Start of Given information

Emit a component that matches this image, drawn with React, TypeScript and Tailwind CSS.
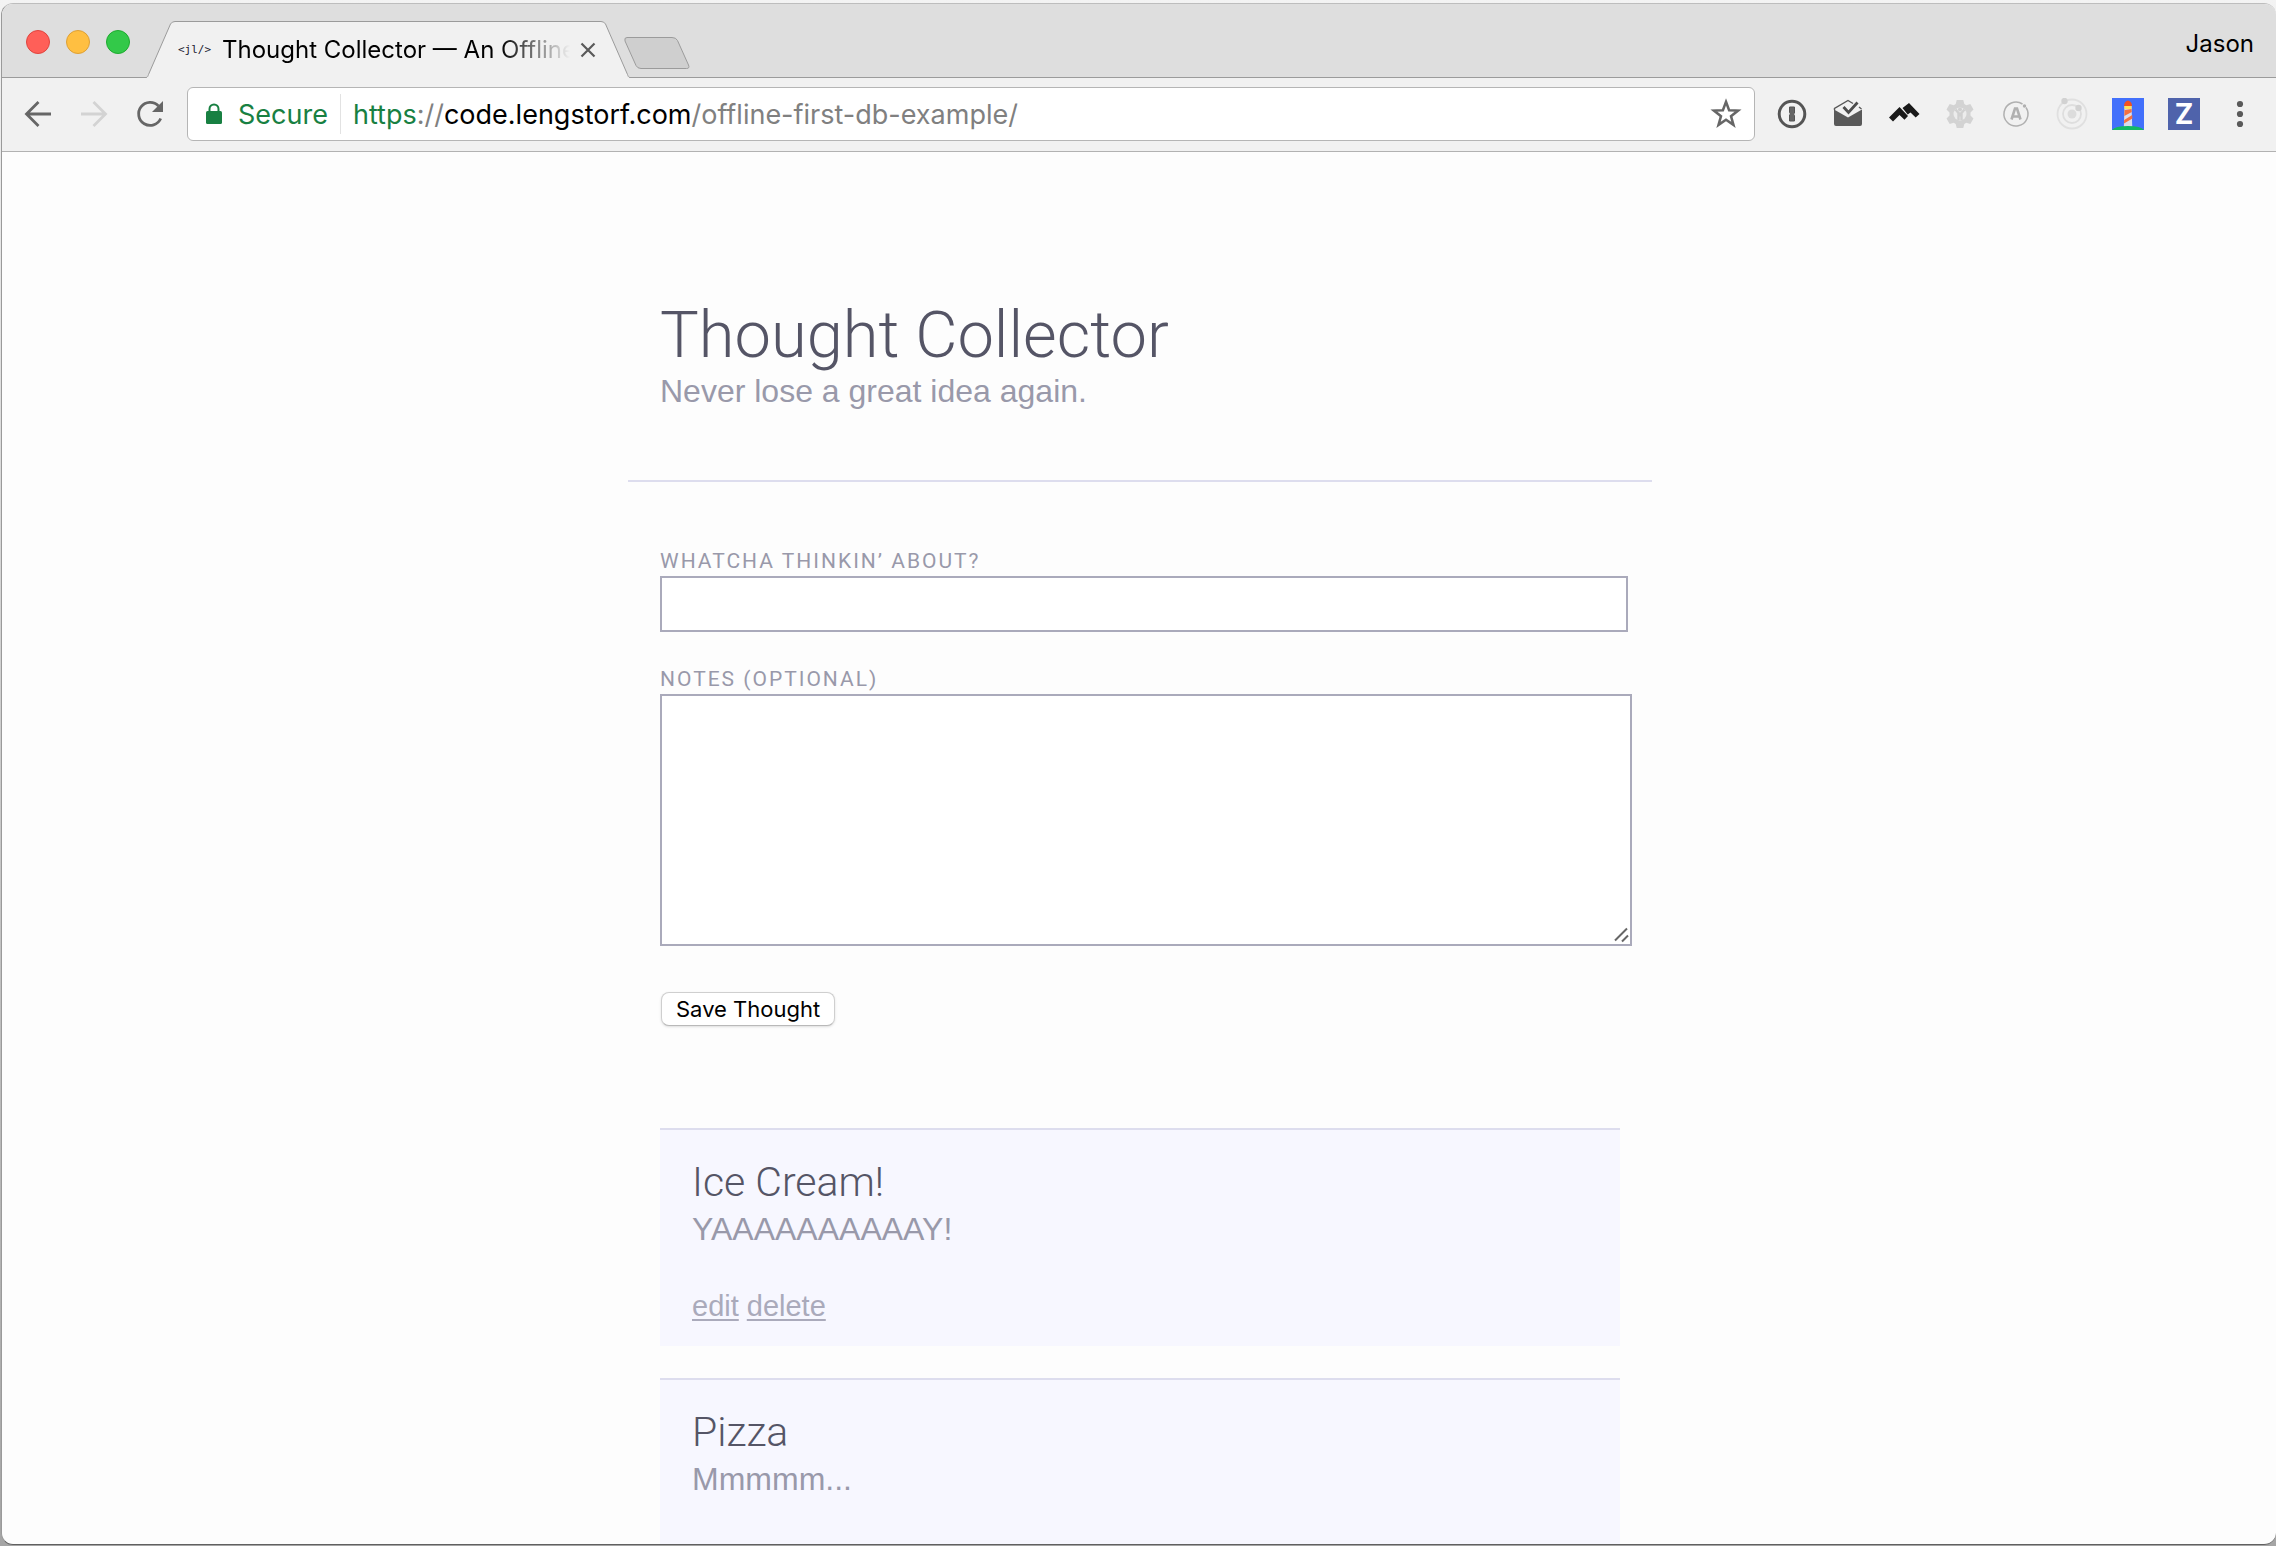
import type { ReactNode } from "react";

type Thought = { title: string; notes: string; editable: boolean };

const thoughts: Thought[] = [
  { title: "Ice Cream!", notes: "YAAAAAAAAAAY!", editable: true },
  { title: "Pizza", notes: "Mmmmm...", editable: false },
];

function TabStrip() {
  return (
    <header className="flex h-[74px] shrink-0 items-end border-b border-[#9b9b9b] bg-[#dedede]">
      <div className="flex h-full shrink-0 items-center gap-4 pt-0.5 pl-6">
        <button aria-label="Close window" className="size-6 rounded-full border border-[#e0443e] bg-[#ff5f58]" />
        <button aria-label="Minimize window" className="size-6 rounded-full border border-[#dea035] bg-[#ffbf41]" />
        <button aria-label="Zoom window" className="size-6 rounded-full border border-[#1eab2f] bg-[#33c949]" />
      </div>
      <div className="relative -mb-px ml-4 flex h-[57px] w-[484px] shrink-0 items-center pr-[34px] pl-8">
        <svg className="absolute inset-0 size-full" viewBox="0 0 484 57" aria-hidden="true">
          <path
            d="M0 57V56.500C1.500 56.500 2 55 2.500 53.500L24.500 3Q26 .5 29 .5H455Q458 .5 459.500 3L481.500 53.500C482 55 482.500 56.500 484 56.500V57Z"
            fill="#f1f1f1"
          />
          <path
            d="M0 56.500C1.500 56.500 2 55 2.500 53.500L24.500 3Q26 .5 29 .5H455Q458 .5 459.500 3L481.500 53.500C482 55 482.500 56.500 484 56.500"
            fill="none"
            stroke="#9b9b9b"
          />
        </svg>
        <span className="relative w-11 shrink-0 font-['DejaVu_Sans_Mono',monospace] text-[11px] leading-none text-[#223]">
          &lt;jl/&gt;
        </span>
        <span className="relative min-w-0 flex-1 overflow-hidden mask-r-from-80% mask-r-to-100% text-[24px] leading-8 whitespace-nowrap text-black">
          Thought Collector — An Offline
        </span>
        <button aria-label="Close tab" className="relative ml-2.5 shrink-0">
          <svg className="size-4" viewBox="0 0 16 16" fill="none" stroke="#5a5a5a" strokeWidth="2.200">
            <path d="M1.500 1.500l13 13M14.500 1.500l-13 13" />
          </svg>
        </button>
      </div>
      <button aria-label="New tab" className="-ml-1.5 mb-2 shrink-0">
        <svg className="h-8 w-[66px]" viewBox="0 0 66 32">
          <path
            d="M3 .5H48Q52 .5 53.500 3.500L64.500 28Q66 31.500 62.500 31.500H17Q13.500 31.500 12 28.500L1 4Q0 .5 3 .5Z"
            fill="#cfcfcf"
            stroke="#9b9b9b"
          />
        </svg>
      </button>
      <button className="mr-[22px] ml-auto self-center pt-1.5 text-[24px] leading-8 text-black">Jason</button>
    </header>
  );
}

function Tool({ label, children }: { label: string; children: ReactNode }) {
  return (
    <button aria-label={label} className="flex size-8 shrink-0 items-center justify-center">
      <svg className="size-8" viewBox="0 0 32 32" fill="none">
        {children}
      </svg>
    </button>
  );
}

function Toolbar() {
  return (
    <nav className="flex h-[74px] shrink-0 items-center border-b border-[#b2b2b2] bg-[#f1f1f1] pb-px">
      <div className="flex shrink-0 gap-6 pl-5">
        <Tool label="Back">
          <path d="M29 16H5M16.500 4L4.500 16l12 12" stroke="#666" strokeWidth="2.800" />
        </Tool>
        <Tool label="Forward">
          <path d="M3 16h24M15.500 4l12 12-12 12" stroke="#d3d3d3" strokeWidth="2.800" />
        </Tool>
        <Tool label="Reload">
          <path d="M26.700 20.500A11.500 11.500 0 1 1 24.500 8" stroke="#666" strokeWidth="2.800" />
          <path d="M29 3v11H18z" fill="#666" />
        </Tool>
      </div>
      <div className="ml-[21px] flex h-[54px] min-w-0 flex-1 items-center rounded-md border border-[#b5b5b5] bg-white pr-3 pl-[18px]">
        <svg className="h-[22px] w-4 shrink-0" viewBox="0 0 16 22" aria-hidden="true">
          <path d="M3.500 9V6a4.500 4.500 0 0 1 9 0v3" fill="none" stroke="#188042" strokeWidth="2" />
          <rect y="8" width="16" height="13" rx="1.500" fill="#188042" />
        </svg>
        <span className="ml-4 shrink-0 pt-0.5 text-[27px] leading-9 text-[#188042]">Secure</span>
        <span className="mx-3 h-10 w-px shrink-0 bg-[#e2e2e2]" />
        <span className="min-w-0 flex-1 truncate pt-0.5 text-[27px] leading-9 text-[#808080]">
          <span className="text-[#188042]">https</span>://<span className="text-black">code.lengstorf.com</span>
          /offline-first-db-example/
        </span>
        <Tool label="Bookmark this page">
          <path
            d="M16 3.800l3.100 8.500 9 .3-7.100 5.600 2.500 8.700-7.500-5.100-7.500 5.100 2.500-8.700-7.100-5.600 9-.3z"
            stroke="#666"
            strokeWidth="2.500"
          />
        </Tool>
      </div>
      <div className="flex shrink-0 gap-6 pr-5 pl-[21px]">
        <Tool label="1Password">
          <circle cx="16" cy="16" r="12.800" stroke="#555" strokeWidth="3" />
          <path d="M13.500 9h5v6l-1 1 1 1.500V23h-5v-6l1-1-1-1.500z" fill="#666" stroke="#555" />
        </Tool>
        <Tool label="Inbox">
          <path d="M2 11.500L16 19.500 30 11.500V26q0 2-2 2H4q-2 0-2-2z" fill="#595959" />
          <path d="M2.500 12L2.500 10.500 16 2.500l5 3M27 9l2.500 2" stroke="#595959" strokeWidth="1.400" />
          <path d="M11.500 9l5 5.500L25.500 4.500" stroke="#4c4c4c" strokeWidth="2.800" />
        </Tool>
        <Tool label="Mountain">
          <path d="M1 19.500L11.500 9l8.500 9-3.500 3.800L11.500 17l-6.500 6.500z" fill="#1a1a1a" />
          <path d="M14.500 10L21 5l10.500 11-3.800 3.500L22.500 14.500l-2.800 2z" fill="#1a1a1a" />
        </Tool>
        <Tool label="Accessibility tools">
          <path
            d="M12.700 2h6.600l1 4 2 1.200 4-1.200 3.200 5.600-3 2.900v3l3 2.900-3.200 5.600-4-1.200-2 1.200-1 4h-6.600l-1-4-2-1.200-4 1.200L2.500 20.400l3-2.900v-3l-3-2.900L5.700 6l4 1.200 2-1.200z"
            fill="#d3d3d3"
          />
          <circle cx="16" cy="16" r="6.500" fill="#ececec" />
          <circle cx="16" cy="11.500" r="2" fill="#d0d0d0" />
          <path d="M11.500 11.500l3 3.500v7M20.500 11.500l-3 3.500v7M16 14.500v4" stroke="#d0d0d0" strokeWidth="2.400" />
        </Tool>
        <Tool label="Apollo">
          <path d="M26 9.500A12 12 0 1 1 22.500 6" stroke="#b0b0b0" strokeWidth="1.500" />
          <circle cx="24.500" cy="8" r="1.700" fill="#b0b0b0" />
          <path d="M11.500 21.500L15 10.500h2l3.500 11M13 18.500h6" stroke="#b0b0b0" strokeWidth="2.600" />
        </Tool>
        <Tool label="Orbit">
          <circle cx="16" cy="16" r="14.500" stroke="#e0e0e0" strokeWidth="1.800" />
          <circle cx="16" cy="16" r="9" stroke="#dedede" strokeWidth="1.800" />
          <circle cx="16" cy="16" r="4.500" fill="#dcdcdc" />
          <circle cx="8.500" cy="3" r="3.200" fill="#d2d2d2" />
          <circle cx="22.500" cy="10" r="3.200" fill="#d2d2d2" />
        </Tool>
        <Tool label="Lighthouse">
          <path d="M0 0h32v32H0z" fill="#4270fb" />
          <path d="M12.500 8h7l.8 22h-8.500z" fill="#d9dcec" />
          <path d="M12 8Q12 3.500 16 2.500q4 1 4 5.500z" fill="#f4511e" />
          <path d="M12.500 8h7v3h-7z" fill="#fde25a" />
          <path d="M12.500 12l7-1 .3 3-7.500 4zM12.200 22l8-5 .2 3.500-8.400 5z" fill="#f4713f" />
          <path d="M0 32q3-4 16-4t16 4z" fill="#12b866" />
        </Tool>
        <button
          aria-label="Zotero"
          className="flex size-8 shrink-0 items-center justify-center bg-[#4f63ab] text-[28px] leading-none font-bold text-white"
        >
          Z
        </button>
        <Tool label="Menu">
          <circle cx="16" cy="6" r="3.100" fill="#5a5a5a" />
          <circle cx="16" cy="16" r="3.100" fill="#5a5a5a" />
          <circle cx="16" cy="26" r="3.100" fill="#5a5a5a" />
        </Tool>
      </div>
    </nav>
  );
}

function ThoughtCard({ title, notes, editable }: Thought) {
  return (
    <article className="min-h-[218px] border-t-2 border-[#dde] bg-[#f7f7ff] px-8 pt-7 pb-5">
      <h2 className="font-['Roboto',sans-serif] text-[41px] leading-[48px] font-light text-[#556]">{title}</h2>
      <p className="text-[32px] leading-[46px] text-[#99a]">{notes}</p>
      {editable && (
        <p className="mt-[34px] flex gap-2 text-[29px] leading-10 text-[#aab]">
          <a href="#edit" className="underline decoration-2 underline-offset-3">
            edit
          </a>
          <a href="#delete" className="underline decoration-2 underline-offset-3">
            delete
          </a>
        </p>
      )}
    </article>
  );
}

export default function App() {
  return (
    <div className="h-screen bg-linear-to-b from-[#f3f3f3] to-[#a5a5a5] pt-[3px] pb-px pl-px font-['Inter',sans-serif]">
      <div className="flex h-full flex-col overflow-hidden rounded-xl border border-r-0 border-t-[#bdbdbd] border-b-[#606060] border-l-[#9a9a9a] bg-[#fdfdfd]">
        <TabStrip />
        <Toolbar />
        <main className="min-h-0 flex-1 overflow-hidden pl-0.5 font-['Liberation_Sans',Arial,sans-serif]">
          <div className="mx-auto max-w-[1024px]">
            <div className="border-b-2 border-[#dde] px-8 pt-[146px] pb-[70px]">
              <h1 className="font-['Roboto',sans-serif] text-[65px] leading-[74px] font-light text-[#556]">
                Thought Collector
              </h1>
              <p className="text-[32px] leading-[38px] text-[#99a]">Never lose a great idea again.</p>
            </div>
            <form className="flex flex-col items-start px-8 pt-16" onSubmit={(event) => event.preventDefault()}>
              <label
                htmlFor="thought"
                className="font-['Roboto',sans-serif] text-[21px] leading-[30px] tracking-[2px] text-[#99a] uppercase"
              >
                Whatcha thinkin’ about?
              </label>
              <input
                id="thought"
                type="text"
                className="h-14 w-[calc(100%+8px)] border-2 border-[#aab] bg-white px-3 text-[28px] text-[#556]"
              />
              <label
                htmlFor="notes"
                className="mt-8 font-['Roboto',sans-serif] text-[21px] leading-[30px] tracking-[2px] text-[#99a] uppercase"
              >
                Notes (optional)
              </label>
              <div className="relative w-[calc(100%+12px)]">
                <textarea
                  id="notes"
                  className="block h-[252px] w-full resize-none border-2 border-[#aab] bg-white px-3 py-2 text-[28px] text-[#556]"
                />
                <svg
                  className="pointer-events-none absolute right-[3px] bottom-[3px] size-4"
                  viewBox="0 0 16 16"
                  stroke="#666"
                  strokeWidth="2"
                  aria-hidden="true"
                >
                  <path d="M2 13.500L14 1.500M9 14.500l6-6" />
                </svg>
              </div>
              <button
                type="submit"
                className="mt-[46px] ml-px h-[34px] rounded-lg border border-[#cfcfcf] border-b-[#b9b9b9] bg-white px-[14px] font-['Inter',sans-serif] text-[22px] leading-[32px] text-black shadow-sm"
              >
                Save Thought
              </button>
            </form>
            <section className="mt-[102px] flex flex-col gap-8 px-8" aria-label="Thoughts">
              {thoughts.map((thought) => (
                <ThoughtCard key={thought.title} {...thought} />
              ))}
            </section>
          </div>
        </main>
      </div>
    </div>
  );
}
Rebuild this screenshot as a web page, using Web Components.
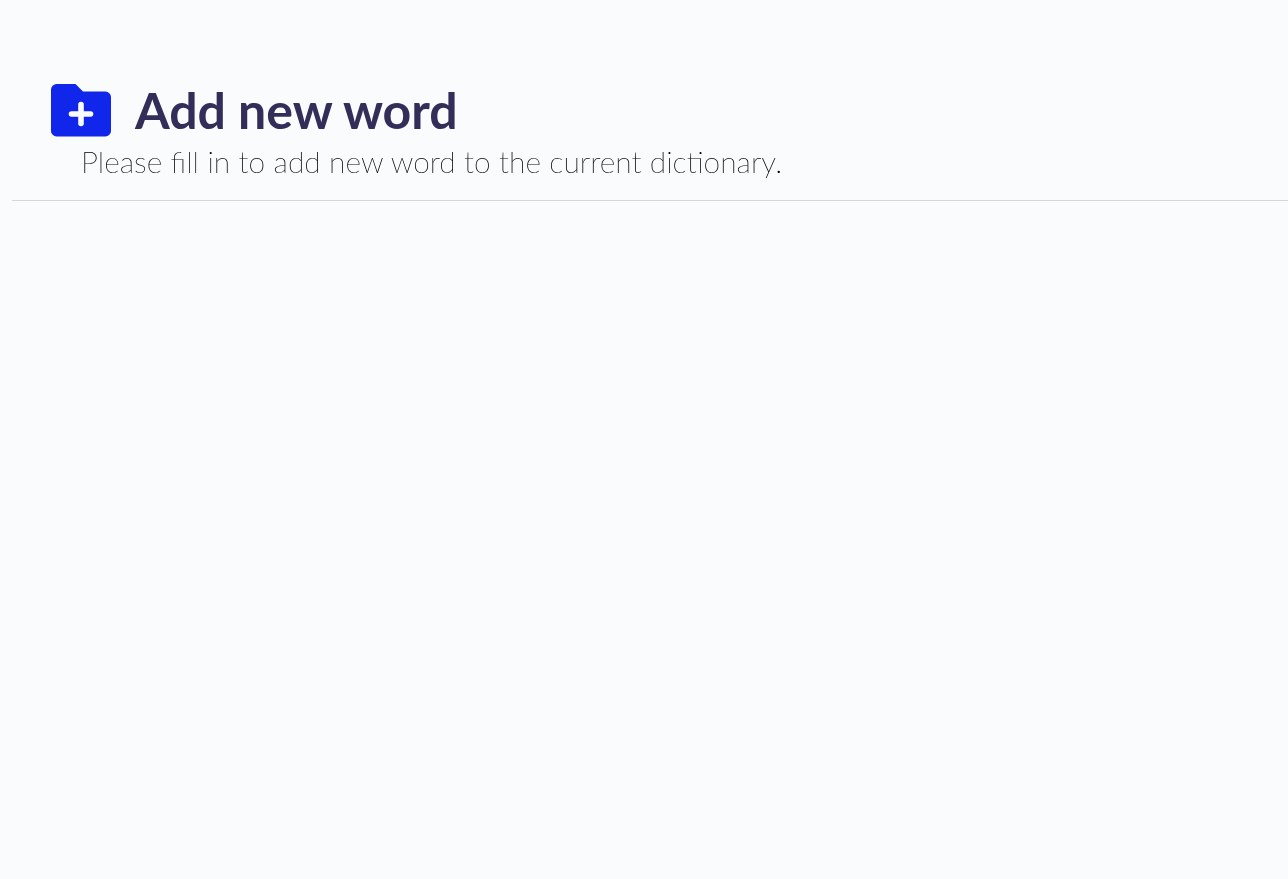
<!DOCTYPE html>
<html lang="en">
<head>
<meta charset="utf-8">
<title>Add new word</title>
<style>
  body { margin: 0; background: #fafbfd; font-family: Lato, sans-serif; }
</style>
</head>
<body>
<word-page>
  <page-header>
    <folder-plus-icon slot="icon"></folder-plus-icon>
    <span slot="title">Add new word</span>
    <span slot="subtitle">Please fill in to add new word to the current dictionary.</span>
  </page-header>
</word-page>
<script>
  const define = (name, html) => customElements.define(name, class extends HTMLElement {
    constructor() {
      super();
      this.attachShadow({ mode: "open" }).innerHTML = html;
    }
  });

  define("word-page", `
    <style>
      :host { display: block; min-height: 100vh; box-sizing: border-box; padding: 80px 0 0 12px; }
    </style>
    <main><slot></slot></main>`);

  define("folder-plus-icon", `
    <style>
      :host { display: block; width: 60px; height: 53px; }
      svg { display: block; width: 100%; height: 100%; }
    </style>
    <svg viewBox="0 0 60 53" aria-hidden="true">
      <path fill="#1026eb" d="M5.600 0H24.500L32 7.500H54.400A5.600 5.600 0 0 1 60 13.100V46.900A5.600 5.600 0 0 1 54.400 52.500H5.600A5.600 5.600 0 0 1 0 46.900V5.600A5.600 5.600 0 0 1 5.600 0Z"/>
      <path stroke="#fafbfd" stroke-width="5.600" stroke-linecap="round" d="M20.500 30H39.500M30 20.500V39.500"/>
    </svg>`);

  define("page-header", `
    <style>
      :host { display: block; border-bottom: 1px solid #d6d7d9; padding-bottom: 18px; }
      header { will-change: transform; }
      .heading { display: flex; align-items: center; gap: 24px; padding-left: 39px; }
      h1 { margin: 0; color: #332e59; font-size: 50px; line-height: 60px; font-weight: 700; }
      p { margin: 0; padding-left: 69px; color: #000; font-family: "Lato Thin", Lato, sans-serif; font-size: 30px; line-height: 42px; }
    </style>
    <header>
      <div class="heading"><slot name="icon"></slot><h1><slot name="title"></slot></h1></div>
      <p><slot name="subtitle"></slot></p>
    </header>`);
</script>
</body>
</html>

End of Given information

**Aim of the exercise:** Reproduce only the lines from the beginning of the data through the line that contains "string; notes: string;", both included, and please drop the pictures.

**Problem solution:**
Emit a component that matches this image, drawn with React, TypeScript and Tailwind CSS.
import type { ReactNode } from "react";

type Thought = { title: string; notes: string; editable: boolean };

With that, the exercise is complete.